Veins are the blood vessels that return blood to the heart and lungs after the muscles and body tissues have taken their fill of oxygen required. The way to tell whether a blood vessel is a vein or an artery is to check for a pulse. An artery will have the strong pulse of the heart beat while a vein will not. The easiest places to see veins are on the back of the hand and sometimes the top of the foot, especially when the weather is warm or someone has been exercising. During warm weather the veins dilate a little so that blood and therefore the body cools a bit to maintain internal temperature. During exercise you warm up too, but there is also increased blood flow because the heart has to pump more times to ensure all the body tissues get enough oxygen so the veins have to accommodate more blood.

There is a problem though when you notice veins that no longer flow straight towards the heart but instead form tortuous paths and become enlarged. When such formations are visible especially in the back of the lower leg then a person has varicose veins. The problem arises because veins unlike arteries are not very elastic. Especially in the lower limbs they rely on movement of the muscles of the leg and one way valves to stop blood from flowing backwards towards the toes. When the valves weaken then blood begins to flow backwards, stagnates and then pools around forming the varicose veins. This backward flow is called venous insufficiency.

There are several causes of varicose veins including age, pregnancy, obesity, a family history and standing for long periods of time. As people grow older the veins become less elastic and the valves become weaker. During pregnancy some women develop varicose veins because their veins cannot handle the increased volume of blood needed to feed the growing baby.
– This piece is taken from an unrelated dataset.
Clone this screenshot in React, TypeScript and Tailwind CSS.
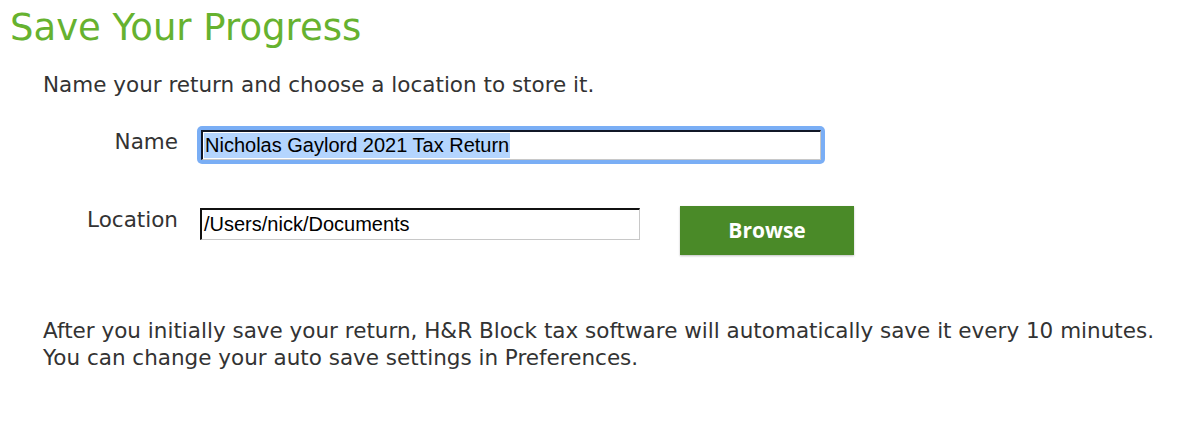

In addition as the pregnancy progresses the ever larger uterus can begin to press on blood vessels in the pelvis increasing the pressure needed that the veins lower down have to overcome. Obesity in a way is like always being pregnant. People who stand for long periods of time without much movement cause blood to just sit because the muscles of the leg are then not involved as much as they should.

Women are more likely to be affected by varicose veins than men. The major complaint of varicose veins is that they look bad but there can be complications such as leg ulcers because of the fluid that builds up in the area and more rarely but more dangerous, blood clots because the blood no longer flows. This can create a medical emergency when a blood clot detaches, the valves are incompetent and the clot reaches all the way to the heart or brain and blocks a vital blood vessel causing a stroke.

Preventing varicose veins is not easy but there are a number of things that help. One of them is movement. If they do occur then exercising such as walking or jogging, losing weight and avoiding long periods of either standing or sitting eases any pain associated and prevents the condition from worsening. Standing in high heels for long strains the calf muscle making varicose veins worse, so flat shoes are preferred. In severe cases a doctor may prescribe compression stockings, an external aid to the valves and laser surgery to get rid of really bad veins. Studying the body tells us that moderation is key to many things. Not all of us are built to be super athletes, but all of us need to move around; move too slowly by focusing on slowing everything down leads to stasis from which major danger can arise.